Incrementing pointers is idiomatic C++, because pointer semantics reflect a fundamental aspect of the design philosophy behind the C++ standard library (based off of Alexander Stepanov's STL)

The important concept here, is that the STL is designed around containers, algorithms, and iterators. Pointers are simply iterators.

Of course, the ability to increment (or add/subtract from) pointers goes back to C. A lot of C-string manipulation algorithms can be written simply using pointer arithmetic. Consider the following code:

char string1[4] = "abc";
char string2[4];
char* src = string1;
char* dest = string2;
while ((*dest++ = *src++));

This code uses pointer arithmetic to copy a null-terminated C-string. The loop automatically terminates when it encounters the null.

With C++, pointer semantics are generalized to the concept of iterators. Most standard C++ containers provide iterators, which can be accessed via the begin and end member functions. Iterators behave like pointers, in that they can be incremented, dereferenced, and sometimes decremented or advanced.

To iterate over an std::string, we would say:

std::string s = "abcdef";
std::string::iterator it = s.begin();
for (; it != s.end(); ++it) std::cout << *it;

We increment the iterator just like we would increment a pointer to a plain C-string. The reason this concept is powerful is because you can use templates to write functions that will work for any type of iterator that meets the necessary concept requirements. And this is the power of the STL:

std::string s1 = "abcdef";
std::vector<char> buf;
std::copy(s1.begin(), s1.end(), std::back_inserter(buf));

This code copies a string into a vector. The copy function is a template that will work with any iterator that supports incrementing (which includes plain pointers). We could use the same copy function on a plain C-string:

   const char* s1 = "abcdef";
   std::vector<char> buf;
   std::copy(s1, s1 + std::strlen(s1), std::back_inserter(buf));

We could use copy on an std::map or a std::set or any custom container that supports iterators.

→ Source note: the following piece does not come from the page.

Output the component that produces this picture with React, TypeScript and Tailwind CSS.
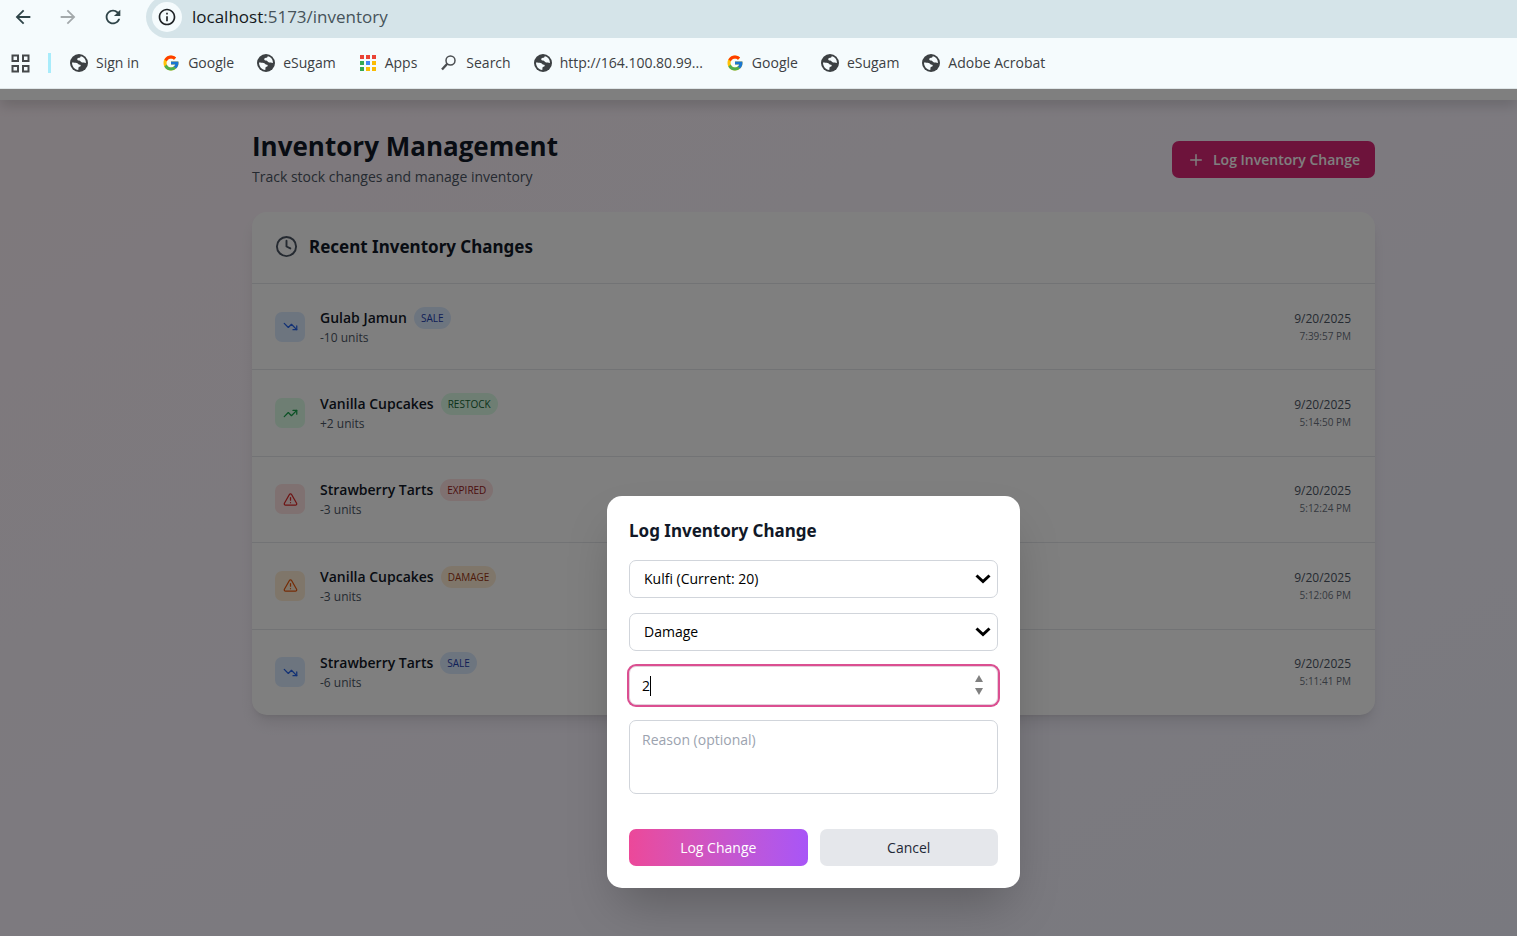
import React from "react";
import { TrendingDown, TrendingUp, TriangleAlert, Clock, Plus } from "lucide-react";
import { FcGoogle } from "react-icons/fc";
import { MdArrowBack, MdArrowForward, MdRefresh, MdInfoOutline } from "react-icons/md";

type Kind = "SALE" | "RESTOCK" | "EXPIRED" | "DAMAGE";

const changes: { name: string; kind: Kind; units: string; date: string; time: string }[] = [
  { name: "Gulab Jamun", kind: "SALE", units: "-10 units", date: "9/20/2025", time: "7:39:57 PM" },
  { name: "Vanilla Cupcakes", kind: "RESTOCK", units: "+2 units", date: "9/20/2025", time: "5:14:50 PM" },
  { name: "Strawberry Tarts", kind: "EXPIRED", units: "-3 units", date: "9/20/2025", time: "5:12:24 PM" },
  { name: "Vanilla Cupcakes", kind: "DAMAGE", units: "-3 units", date: "9/20/2025", time: "5:12:06 PM" },
  { name: "Strawberry Tarts", kind: "SALE", units: "-6 units", date: "9/20/2025", time: "5:11:41 PM" },
];

const styles: Record<Kind, { tile: string; badge: string; Icon: typeof TrendingUp }> = {
  SALE: { tile: "bg-[#dbeafe] text-[#2563eb]", badge: "bg-[#dbeafe] text-[#1e40af]", Icon: TrendingDown },
  RESTOCK: { tile: "bg-[#dcfce7] text-[#16a34a]", badge: "bg-[#dcfce7] text-[#166534]", Icon: TrendingUp },
  EXPIRED: { tile: "bg-[#fee2e2] text-[#dc2626]", badge: "bg-[#fee2e2] text-[#991b1b]", Icon: TriangleAlert },
  DAMAGE: { tile: "bg-[#ffedd5] text-[#ea580c]", badge: "bg-[#ffedd5] text-[#9a3412]", Icon: TriangleAlert },
};

function GlobeIcon() {
  return (
    <svg viewBox="0 0 18 18" className="size-[18px]" aria-hidden="true">
      <circle cx="9" cy="9" r="9" fill="#3c4043" />
      <path
        d="M2 8.6c1.600.2 3.400.100 4.600.300 1.300.300 1.600 1.100 2.400 1.500.900.400 1.700.200 1.700 1 0 .800-.700 1.100-1.500 1.400-.800.300-.700 1.400-.900 3.200C4.700 15.800 2 12.700 2 8.600z"
        fill="#f5fbfd"
      />
      <path
        d="M10.700 2.200c-.200 1.200-.800 1.400-1.700 1.600-1.100.200-1.800.600-1.800 1.500 0 1 .900 1.200 1.900 1.300 1.200.100 1.500 1.100 2.500 1.700.900.500 1.500.100 2.300.200.700.100 1.200.500 2 .400.200-3.400-2-6-5.200-6.700z"
        fill="#f5fbfd"
      />
    </svg>
  );
}

function AppsIcon() {
  const colors = ["#ea4335", "#ea4335", "#ea4335", "#34a853", "#4285f4", "#fbbc04", "#34a853", "#fbbc04", "#fbbc04"];
  return (
    <svg viewBox="0 0 18 18" className="size-[18px]" aria-hidden="true">
      {colors.map((c, i) => (
        <rect key={i} x={1 + (i % 3) * 6} y={1 + Math.floor(i / 3) * 6} width="4" height="4" fill={c} />
      ))}
    </svg>
  );
}

function LensIcon() {
  return (
    <svg viewBox="0 0 18 18" className="size-[18px]" fill="none" stroke="#4a4d50" aria-hidden="true">
      <circle cx="10.500" cy="6.500" r="4.500" strokeWidth="1.500" />
      <path d="M7.300 9.800 2 15.500" strokeWidth="2.400" />
    </svg>
  );
}

function GoogleIcon() {
  return <FcGoogle className="size-[18px]" aria-hidden="true" />;
}

const bookmarks: { label: string; Icon: () => React.ReactElement }[] = [
  { label: "Sign in", Icon: GlobeIcon },
  { label: "Google", Icon: GoogleIcon },
  { label: "eSugam", Icon: GlobeIcon },
  { label: "Apps", Icon: AppsIcon },
  { label: "Search", Icon: LensIcon },
  { label: "http://164.100.80.99...", Icon: GlobeIcon },
  { label: "Google", Icon: GoogleIcon },
  { label: "eSugam", Icon: GlobeIcon },
  { label: "Adobe Acrobat", Icon: GlobeIcon },
];

function BrowserBar() {
  return (
    <header className="relative z-20 bg-[#f5fbfd] text-[#3c4043]">
      <div className="flex h-[38px] items-end overflow-hidden">
        <nav aria-label="History" className="flex h-[42px] items-center gap-[23px] pl-3">
          <button type="button" aria-label="Back">
            <MdArrowBack className="size-[22px] text-[#2f4448]" />
          </button>
          <button type="button" aria-label="Forward">
            <MdArrowForward className="size-[22px] text-[#a3a9ab]" />
          </button>
          <button type="button" aria-label="Reload">
            <MdRefresh className="size-[22px] text-[#2f4448]" />
          </button>
        </nav>
        <div className="ml-[22px] flex h-[42px] flex-1 items-center gap-[10px] rounded-l-full bg-[#d5e4e9] pl-[6px]">
          <button type="button" aria-label="Site information" className="grid size-[30px] place-items-center rounded-full bg-[#f5fbfd]">
            <MdInfoOutline className="size-5 text-[#1f2326]" />
          </button>
          <p className="text-[17px] leading-6 text-[#46535a]">
            <span className="text-[#14181b]">localhost</span>:5173/inventory
          </p>
        </div>
      </div>
      <nav aria-label="Bookmarks" className="flex h-[51px] items-center border-b border-[#dfe6e8] pl-[11px] text-sm">
        <button type="button" aria-label="All bookmarks">
          <svg viewBox="0 0 19 19" className="size-[19px]" fill="none" stroke="#45484a" strokeWidth="2" aria-hidden="true">
            <rect x="1.500" y="1.500" width="5.500" height="5.500" />
            <rect x="12" y="1.500" width="5.500" height="5.500" />
            <rect x="1.500" y="12" width="5.500" height="5.500" />
            <rect x="12" y="12" width="5.500" height="5.500" />
          </svg>
        </button>
        <span className="ml-[18px] h-5 w-[3px] bg-[#a8ecfb]" />
        <ul className="ml-[19px] flex items-center gap-[23px]">
          {bookmarks.map(({ label, Icon }, i) => (
            <li key={i}>
              <a href="#" className="flex items-center gap-2 whitespace-nowrap">
                <Icon />
                {label}
              </a>
            </li>
          ))}
        </ul>
      </nav>
    </header>
  );
}

function SelectField({ label, options }: { label: string; options: string[] }) {
  return (
    <div className="relative">
      <select
        aria-label={label}
        className="block h-[38px] w-full appearance-none rounded-[7px] border border-[#d1d5db] bg-white px-[14px] text-sm text-black"
      >
        {options.map((o) => (
          <option key={o}>{o}</option>
        ))}
      </select>
      <svg viewBox="0 0 16 10" className="pointer-events-none absolute top-[14px] right-[7px] h-[10px] w-4" fill="none" stroke="#000" strokeWidth="3" aria-hidden="true">
        <path d="M1.500 1.500 8 7.500l6.500-6" />
      </svg>
    </div>
  );
}

function LogDialog() {
  return (
    <form
      role="dialog"
      aria-labelledby="dialog-title"
      className="w-full max-w-[413px] rounded-[15px] bg-white p-[22px] shadow-2xl"
      onSubmit={(e) => e.preventDefault()}
    >
      <h2 id="dialog-title" className="font-['Noto_Sans',sans-serif] text-[17px] leading-[26px] font-bold text-[#111827]">
        Log Inventory Change
      </h2>
      <div className="mt-4 flex flex-col gap-[15px]">
        <SelectField label="Item" options={["Kulfi (Current: 20)"]} />
        <SelectField label="Change type" options={["Damage"]} />
        <div className="relative">
          <input
            aria-label="Quantity"
            type="text"
            inputMode="numeric"
            defaultValue="2"
            className="block h-[39px] w-full rounded-[7px] border border-[#e3cfdb] bg-white px-3 text-sm text-black caret-transparent ring-2 ring-[#db4f91] outline-none"
          />
          <span className="absolute top-[10px] left-[21px] h-5 w-px bg-black" />
          <div className="absolute top-[9px] right-[15px] flex flex-col gap-[6px]">
            <button type="button" aria-label="Increase" className="block">
              <svg viewBox="0 0 8 7" className="h-[7px] w-2" fill="#808080">
                <path d="M4 0 8 7H0z" />
              </svg>
            </button>
            <button type="button" aria-label="Decrease" className="block">
              <svg viewBox="0 0 8 7" className="h-[7px] w-2" fill="#808080">
                <path d="M4 7 0 0h8z" />
              </svg>
            </button>
          </div>
        </div>
        <textarea
          aria-label="Reason"
          placeholder="Reason (optional)"
          className="block h-[74px] w-full resize-none rounded-[7px] border border-[#d1d5db] bg-white px-3 py-[9px] text-sm placeholder:text-[#9ca3af]"
        />
      </div>
      <div className="mt-[35px] flex gap-3 text-sm">
        <button type="submit" className="h-[37px] flex-1 rounded-[7px] bg-linear-to-r from-[#ec4899] to-[#a855f7] text-white">
          Log Change
        </button>
        <button type="button" className="h-[37px] flex-1 rounded-[7px] bg-[#e5e7eb] text-[#1f2937]">
          Cancel
        </button>
      </div>
    </form>
  );
}

export default function App() {
  return (
    <div className="flex min-h-screen flex-col font-['Open_Sans','Noto_Sans',sans-serif]">
      <BrowserBar />
      <div className="relative flex-1 bg-linear-to-br from-[#fdf2f8] via-[#faf5ff] to-[#f3f3ff]">
        <div className="h-[11px] bg-white shadow-[0_4px_14px_rgba(0,0,0,0.2)]" />
        <main className="pl-[110px]">
          <div className="mx-auto max-w-[1123px] pt-[29px]">
            <div className="flex items-start justify-between">
              <div>
                <h1 className="text-[26px] leading-[35px] font-bold text-[#111827]">Inventory Management</h1>
                <p className="text-sm leading-[26px] text-[#4b5563]">Track stock changes and manage inventory</p>
              </div>
              <button
                type="button"
                className="mt-3 flex h-[37px] items-center gap-2 rounded-[7px] bg-[#db2777] px-[15px] text-sm font-semibold text-white"
              >
                <Plus className="size-[18px]" />
                Log Inventory Change
              </button>
            </div>
            <section className="mt-[22px] rounded-[15px] bg-white shadow-lg">
              <div className="flex h-[71px] items-center gap-[11px] px-[23px] pb-[2px]">
                <Clock className="size-[23px] text-[#4b5563]" />
                <h2 className="font-['Noto_Sans',sans-serif] text-[17px] leading-[26px] font-bold text-[#111827]">Recent Inventory Changes</h2>
              </div>
              <ul className="grid min-h-[432px] auto-rows-fr">
                {changes.map(({ name, kind, units, date, time }, i) => {
                  const { tile, badge, Icon } = styles[kind];
                  return (
                    <li key={i} className="flex items-center border-t border-[#e5e7eb] pr-6 pl-[23px]">
                      <span className={`grid size-[30px] place-items-center rounded-[7px] ${tile}`}>
                        <Icon className="size-[15px]" />
                      </span>
                      <div className="ml-[15px]">
                        <div className="flex items-center gap-[7px]">
                          <h3 className="text-sm leading-[22px] font-semibold text-[#111827]">{name}</h3>
                          <span className={`rounded-full px-[7px] py-[3px] text-[10px] leading-4 ${badge}`}>{kind}</span>
                        </div>
                        <p className="text-xs leading-[18px] text-[#4b5563]">{units}</p>
                      </div>
                      <div className="ml-auto text-right">
                        <p className="text-xs leading-[18px] text-[#4b5563]">{date}</p>
                        <p className="text-[10px] leading-4 text-[#6b7280]">{time}</p>
                      </div>
                    </li>
                  );
                })}
              </ul>
            </section>
          </div>
        </main>
        <div className="absolute inset-0 z-10 flex items-start justify-center bg-black/50 pt-[407px] pl-[110px]">
          <LogDialog />
        </div>
      </div>
    </div>
  );
}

Note that pointers are a specific type of iterator: random access iterator, which means they support incrementing, decrementing, and advancing with the + and - operator. Other iterator types only support a subset of pointer semantics: a bidirectional iterator supports at least incrementing and decrementing; a forward iterator supports at least incrementing. (All iterator types support dereferencing.) The copy function requires an iterator that at least supports incrementing.

You can read about different iterator concepts here.

So, incrementing pointers is an idiomatic C++ way to iterate over a C-array, or access elements/offsets in a C-array.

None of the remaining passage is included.